Diese Häuser prägen nach wie vor manchen Stadtteil, zum Beispiel Eppendorf. Ihr Charme geht von ihren aufwendig gestalteten, das Kaufmannswesen repräsentierenden Fassaden aus. Sie haben großzügige Grundrisse, die manche Umgestaltung für heutige Nutzungen erlauben.

... die Notwendigkeit von Wohnungsbau:

Jeden Tag pendeln rund 350.000 Menschen nach Hamburg, um hier zur Arbeit zu gehen. Etwa zwei Drittel dieser Menschen wohnen nur deshalb im Umland, weil sie in der Hansestadt keine Wohnung gefunden haben oder diese zu teuer sind. Hamburg hat eine Bevölkerungsdichte von rund 2700 Einwohnern pro Quadratkilometer. In München oder Berlin ist diese viel höher. Wir können uns also ein Mehr an Wohnungen erlauben.

... die Höhe von Gebäuden in Hamburg:

Bei Neubauten sollten fünf statt vier Stockwerke Standard für mehrgeschossige Wohnbauten darstellen. Bislang gilt die Regel, dass erst vom sechsten Stock an ein Fahrstuhl eingebaut werden muss. Fahrstühle führen zu höheren Bau- und Betriebskosten und damit zu höheren Mieten. In so einem Fall rentiert sich ein Gebäude bei gemäßigten Mieten erst bei neun Geschossen. Optisch ist die Erhöhung auf fünf Geschosse nicht bedenklich. Schließlich sind viergeschossige Bauten der Gründerzeit aufgrund der höheren Decken so hoch wie heute sechsgeschossige Häuser.

... den Sprung nach Süden:

Wilhelmsburg und Harburg bieten ausgezeichnete Chancen für den Wohnungsbau, weil es dort erhebliche Reserveflächen gibt. Der gesamte Süden ist zwar bereits 1936 eingemeindet, aber erst in den 1970er-Jahren wirklich entwickelt worden. Ich denke dabei an die TU Harburg, an das Berufsschulzentrum in Wilhelmsburg oder an die Ausweitung der Industriegebiete. Das Stadtzentrum Hamburgs wird aber immer im Norden der Elbe bleiben. Weshalb ich die Äußerung, dass die Zukunft Hamburgs im Süden liegt, für überzogen halte. Nord und Süd werden nicht nur durch den breiten Elbstrom getrennt, sondern auch durch die großen Hafen- und Industrieflächen.
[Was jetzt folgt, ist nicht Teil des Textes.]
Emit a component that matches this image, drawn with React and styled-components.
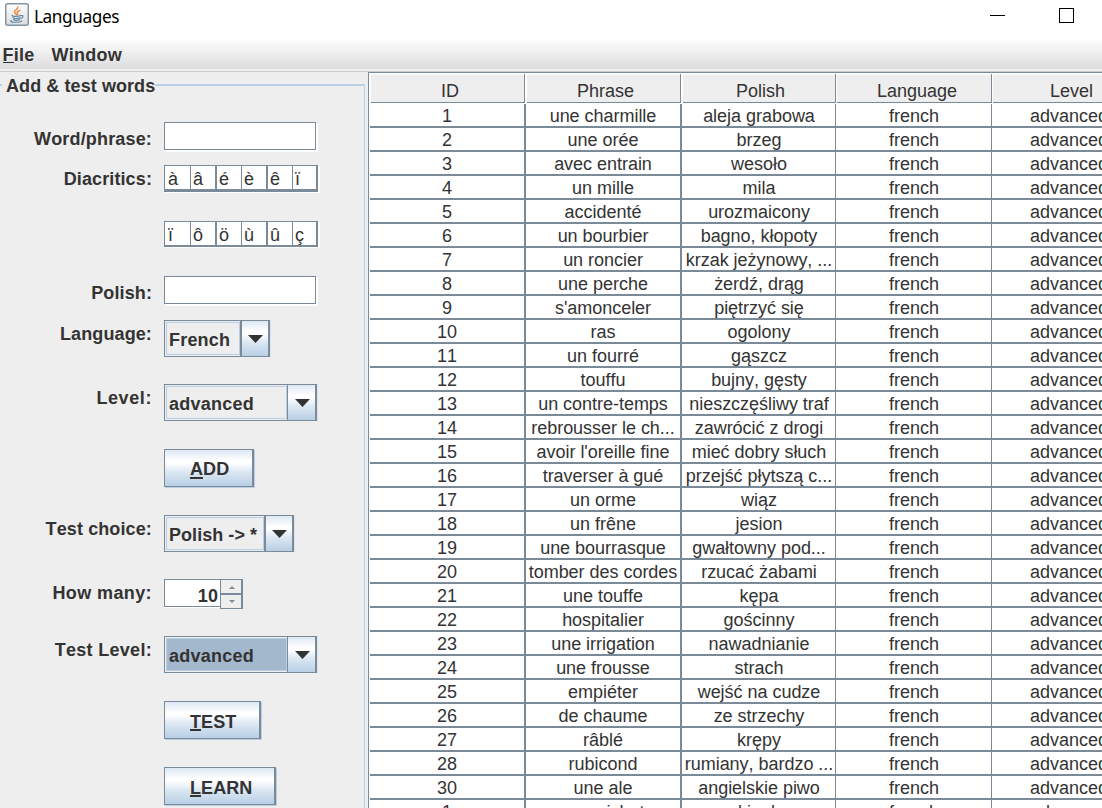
import React from 'react';
import styled, { createGlobalStyle } from 'styled-components';

const Global = createGlobalStyle`
  * { box-sizing: border-box; }
  body { margin: 0; background: #eee; overflow: hidden; }
`;

const steel = '#7a8a99';
const pale = '#b8cfe5';
const sheen = 'linear-gradient(#dde8f3 0%, #fff 30%, #fff 36%, #dde8f3 60%, #b8cfe5 100%)';

const Window = styled.div`
  width: 1102px;
  height: 808px;
  overflow: hidden;
  display: flex;
  flex-direction: column;
  background: #eee;
  color: #333;
  font: 18px/20px 'Liberation Sans', Arial, sans-serif;
  font-kerning: none;
`;

const TitleBar = styled.header`
  height: 38px;
  flex: none;
  display: flex;
  align-items: flex-start;
  background: #fff;
  padding-left: 5px;
`;
const AppIcon = styled.svg`
  margin-top: 3px;
  width: 24px;
  height: 23px;
  flex: none;
`;
const WindowName = styled.h1`
  margin: 5px 0 0 5px;
  flex: 1;
  color: #000;
  font: 400 17.2px/24px 'Noto Sans', 'Open Sans', sans-serif;
  letter-spacing: -0.4px;
`;
const WindowControls = styled.svg`
  width: 112px;
  height: 38px;
  flex: none;
`;

const MenuBar = styled.nav`
  height: 34px;
  flex: none;
  display: flex;
  gap: 17px;
  padding: 7px 0 0 2.5px;
  font-weight: 700;
  letter-spacing: 0.25px;
  background: linear-gradient(#fff, #dcdcdc) 0 0 / 100% 31px no-repeat, #eee;
  border-bottom: 1px solid #ccc;
`;
const Mnemonic = styled.span`
  display: inline-block;
  height: ${(p) => p.$drop || 18}px;
  border-bottom: ${(p) => p.$weight || 1}px solid #333;
`;

const Body = styled.main`
  flex: 1;
  min-height: 0;
  display: flex;
`;

const Panel = styled.section`
  width: 368px;
  flex: none;
  font-weight: 700;
  letter-spacing: 0.08px;
`;
const Legend = styled.h2`
  margin: 0;
  height: 50px;
  padding-top: 4px;
  display: flex;
  align-items: flex-start;
  font: inherit;
  font-kerning: none;
  white-space: nowrap;
  &::before {
    content: '';
    width: 2px;
    margin: 8px 4px 0 0;
    border-top: 2px solid ${pale};
  }
  &::after {
    content: '';
    flex: 1;
    height: 42px;
    margin: 8px 3px 0 0;
    border-top: 2px solid ${pale};
    border-right: 1px solid ${pale};
  }
`;
const Form = styled.div`
  width: 365px;
  height: 700px;
  border-right: 1px solid ${pale};
`;
const Row = styled.div`
  display: flex;
  align-items: flex-start;
  height: ${(p) => p.$height}px;
`;
const Label = styled.label`
  width: 152px;
  margin-right: 12px;
  padding-top: ${(p) => p.$drop || 4}px;
  letter-spacing: ${(p) => p.$track || 0.12}px;
  text-align: right;
  white-space: nowrap;
`;
const TextField = styled.div`
  width: 152px;
  height: 28px;
  background: #fff;
  border: 1px solid ${steel};
  box-shadow: 1px 1px 0 #fff, 2px 2px 0 #fff;
`;
const Keys = styled.div`
  display: flex;
  width: 154px;
  height: ${(p) => p.$height}px;
  background: #fff;
  border: 1px solid ${steel};
  border-right-width: 2px;
  border-bottom-width: ${(p) => p.$base}px;
  box-shadow: 1px 1px 0 #fff, 2px 1px 0 #fff;
  font-weight: 400;
  letter-spacing: 0;
`;
const Key = styled.span`
  width: ${(p) => p.$width}px;
  padding: 3px 0 0 ${(p) => p.$inset}px;
  border-right: ${(p) => p.$edge}px solid ${steel};
  line-height: 20px;
`;
const Combo = styled.div`
  display: flex;
  width: ${(p) => p.$width}px;
  height: 37px;
  border: 1px solid ${steel};
  border-right-width: 2px;
  box-shadow: 1px 0 0 #dbe5ef;
`;
const ComboValue = styled.div`
  flex: 1;
  margin: 1px 0 1px 1px;
  padding: 7px 0 0 2px;
  border: 1px solid ${pale};
  background: ${(p) => (p.$active ? '#a3b8cc' : '#eee')};
  letter-spacing: ${(p) => p.$track}px;
  white-space: nowrap;
`;
const ComboArrow = styled.div`
  width: ${(p) => p.$width}px;
  padding: 14px 0 0 ${(p) => 8 - p.$edge}px;
  border-left: ${(p) => p.$edge}px solid ${steel};
  background: ${sheen};
  svg { display: block; }
`;
const Button = styled.div`
  width: ${(p) => p.$width}px;
  height: 38px;
  padding: ${(p) => p.$lead}px 0 0 25px;
  border: 1px solid ${steel};
  border-right-width: 2px;
  background: ${sheen};
  box-shadow: 1px 1px 0 ${pale};
`;
const Spinner = styled.div`
  display: flex;
  width: 79px;
  height: 30px;
`;
const SpinnerValue = styled.div`
  width: 56px;
  height: 28px;
  padding: 6px 2px 0 0;
  text-align: right;
  background: #fff;
  border: solid ${steel};
  border-width: 1px 0 1px 1px;
  box-shadow: 0 1px 0 #fff;
`;
const SpinnerButtons = styled.div`
  width: 23px;
  border: 1px solid ${steel};
  border-right-width: 2px;
`;
const Step = styled.div`
  height: ${(p) => (p.$up ? 15 : 13)}px;
  padding: ${(p) => (p.$up ? 6 : 5)}px 0 0 8px;
  border-bottom: ${(p) => (p.$up ? 2 : 0)}px solid ${steel};
  svg { display: block; }
`;

const TableFrame = styled.section`
  flex: 1;
  min-width: 0;
  overflow: hidden;
  border: solid ${steel};
  border-width: 1px 0 0 1px;
  background: #fff;
  padding-left: 1px;
  letter-spacing: -0.03px;
`;
const columns = '156px 156px 154px 156px 156px';
const HeaderRow = styled.div`
  display: grid;
  grid-template-columns: ${columns};
  height: 31px;
  padding: 1px 0 1px;
`;
const HeaderCell = styled.div`
  margin: 0 ${(p) => p.$gap}px 0 1px;
  padding: 7px 0 0 ${(p) => p.$indent}px;
  background: #eee;
  border: solid ${steel};
  border-width: 0 1px 1px 0;
  text-align: center;
  box-shadow: inset 0 1px 0 #f8f8f8;
`;
const TableRow = styled.div`
  display: grid;
  grid-template-columns: ${columns};
  height: 24px;
  border-bottom: 2px solid ${steel};
`;
const Cell = styled.div`
  padding: 2px ${(p) => p.$trail || 0}px 0 ${(p) => p.$indent || 0}px;
  height: 24px;
  border-right: ${(p) => p.$edge}px solid ${steel};
  text-align: center;
  white-space: nowrap;
`;

const headings = [
  ['ID', 1, 5],
  ['Phrase', 1, 4],
  ['Polish', 0, 3],
  ['Language', 0, 6],
  ['Level', 0, 3],
];

const entries = [
  ['1', 'une charmille', 'aleja grabowa'],
  ['2', 'une orée', 'brzeg'],
  ['3', 'avec entrain', 'wesoło'],
  ['4', 'un mille', 'mila'],
  ['5', 'accidenté', 'urozmaicony'],
  ['6', 'un bourbier', 'bagno, kłopoty'],
  ['7', 'un roncier', 'krzak jeżynowy, ...'],
  ['8', 'une perche', 'żerdź, drąg'],
  ['9', "s'amonceler", 'piętrzyć się'],
  ['10', 'ras', 'ogolony'],
  ['11', 'un fourré', 'gąszcz'],
  ['12', 'touffu', 'bujny, gęsty'],
  ['13', 'un contre-temps', 'nieszczęśliwy traf'],
  ['14', 'rebrousser le ch...', 'zawrócić z drogi'],
  ['15', "avoir l'oreille fine", 'mieć dobry słuch'],
  ['16', 'traverser à gué', 'przejść płytszą c...'],
  ['17', 'un orme', 'wiąz'],
  ['18', 'un frêne', 'jesion'],
  ['19', 'une bourrasque', 'gwałtowny pod...'],
  ['20', 'tomber des cordes', 'rzucać żabami'],
  ['21', 'une touffe', 'kępa'],
  ['22', 'hospitalier', 'gościnny'],
  ['23', 'une irrigation', 'nawadnianie'],
  ['24', 'une frousse', 'strach'],
  ['25', 'empiéter', 'wejść na cudze'],
  ['26', 'de chaume', 'ze strzechy'],
  ['27', 'râblé', 'krępy'],
  ['28', 'rubicond', 'rumiany, bardzo ...'],
  ['30', 'une ale', 'angielskie piwo'],
  ['1', 'un guichet', 'okienko'],
];

const keySlots = [[26, 1, 3], [26, 2, 2], [25, 1, 2], [26, 2, 2], [25, 1, 2], [23, 0, 2]];

function KeyStrip({ letters, height, base }) {
  return (
    <Keys $height={height} $base={base}>
      {letters.map((c, i) => (
        <Key key={i} $width={keySlots[i][0]} $edge={keySlots[i][1]} $inset={keySlots[i][2]}>{c}</Key>
      ))}
    </Keys>
  );
}

function ComboBox({ value, width, arrow, edge, active, track = 0.1 }) {
  return (
    <Combo $width={width}>
      <ComboValue $active={active} $track={track}>{value}</ComboValue>
      <ComboArrow $width={arrow} $edge={edge}>
        <svg width="15" height="8"><path d="M0 0H15L7.5 8Z" fill="#333" /></svg>
      </ComboArrow>
    </Combo>
  );
}

function PushButton({ text, width, lead = 10, drop = 19 }) {
  return (
    <Button $width={width} $lead={lead}>
      <Mnemonic $drop={drop} $weight={2}>{text[0]}</Mnemonic>{text.slice(1)}
    </Button>
  );
}

export default function App() {
  return (
    <Window>
      <Global />
      <TitleBar>
        <AppIcon viewBox="0 0 24 23">
          <defs>
            <linearGradient id="tile" x1="0" y1="0" x2="0" y2="1">
              <stop offset="0" stopColor="#fff" />
              <stop offset="1" stopColor="#dcdcdc" />
            </linearGradient>
          </defs>
          <rect x="0.75" y="0.75" width="22.5" height="21.5" rx="2" fill="url(#tile)" stroke="#8295a5" strokeWidth="1.5" />
          <g fill="none" strokeLinecap="round">
            <path d="M12.8 4C13.5 6.3 9 7 9.5 9C9.7 10 11 10.5 11.2 11.5M14.8 7.3C12.5 8.3 11.7 9 12.5 10.2C13 11 12.8 11.4 12.2 12" stroke="#ee853d" strokeWidth="1.4" />
            <path d="M7.5 12.3C5 13.3 13 14 15.8 12.5M15.8 12.7C19 11.7 18.5 14.8 15.8 15.4M8 14.5C8.5 15.8 12.5 15.8 15 14.7M8.6 16.5C9.5 17.6 12.5 17.5 14.4 16.6M6.3 17.6C3.5 19.4 13 20 17 18" stroke="#6189a8" strokeWidth="1.2" />
          </g>
        </AppIcon>
        <WindowName>Languages</WindowName>
        <WindowControls>
          <path d="M0 15.5H15" stroke="#000" />
          <rect x="69.5" y="8.5" width="14" height="14" fill="none" stroke="#000" />
        </WindowControls>
      </TitleBar>
      <MenuBar>
        <span><Mnemonic>F</Mnemonic>ile</span>
        <span>Window</span>
      </MenuBar>
      <Body>
        <Panel>
          <Legend>Add &amp; test words</Legend>
          <Form>
            <Row $height={43}><Label $drop={7} $track={0.16}>Word/phrase:</Label><TextField /></Row>
            <Row $height={56}><Label>Diacritics:</Label><KeyStrip letters={['à', 'â', 'é', 'è', 'ê', 'ï']} height={27} base={3} /></Row>
            <Row $height={55}><Label /><KeyStrip letters={['ï', 'ô', 'ö', 'ù', 'û', 'ç']} height={26} base={2} /></Row>
            <Row $height={44}><Label $drop={7}>Polish:</Label><TextField /></Row>
            <Row $height={64}><Label>Language:</Label><ComboBox value="French" width={106} arrow={28} edge={2} track={0.2} /></Row>
            <Row $height={65}><Label $track={0.6}>Level:</Label><ComboBox value="advanced" width={153} arrow={28} edge={1} track={0.25} /></Row>
            <Row $height={66}><Label /><PushButton text="ADD" width={90} lead={9} drop={20} /></Row>
            <Row $height={64}><Label>Test choice:</Label><ComboBox value="Polish -> *" width={130} arrow={28} edge={2} track={0.05} /></Row>
            <Row $height={57}>
              <Label $track={0.4}>How many:</Label>
              <Spinner>
                <SpinnerValue>10</SpinnerValue>
                <SpinnerButtons>
                  <Step $up><svg width="6" height="3"><path d="M0 3L3 0L6 3Z" fill={steel} /></svg></Step>
                  <Step><svg width="6" height="3"><path d="M0 0H6L3 3Z" fill={steel} /></svg></Step>
                </SpinnerButtons>
              </Spinner>
            </Row>
            <Row $height={65}><Label $track={0.3}>Test Level:</Label><ComboBox value="advanced" width={153} arrow={28} edge={1} active track={0.25} /></Row>
            <Row $height={66}><Label /><PushButton text="TEST" width={97} /></Row>
            <Row $height={41}><Label /><PushButton text="LEARN" width={112} /></Row>
          </Form>
        </Panel>
        <TableFrame>
          <HeaderRow>
            {headings.map(([name, gap, indent]) => (
              <HeaderCell key={name} $gap={gap} $indent={indent}>{name}</HeaderCell>
            ))}
          </HeaderRow>
          {entries.map(([id, phrase, polish], i) => (
            <TableRow key={i}>
              <Cell $edge={2}>{id}</Cell>
              <Cell $edge={2}>{phrase}</Cell>
              <Cell $edge={1} $indent={1}>{polish}</Cell>
              <Cell $edge={1} $indent={1}>french</Cell>
              <Cell $edge={1} $trail={1}>advanced</Cell>
            </TableRow>
          ))}
        </TableFrame>
      </Body>
    </Window>
  );
}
... die Weltstadt Hamburg:

Eine Weltstadt ist Hamburg leider noch nicht. Für mich sind New York oder Shanghai Weltstädte. Dennoch kann Hamburg seine Metropolfunktion für den Norden Europas ausbauen. Dazu müssten die Beziehungen zu osteuropäischen Staaten intensiviert werden.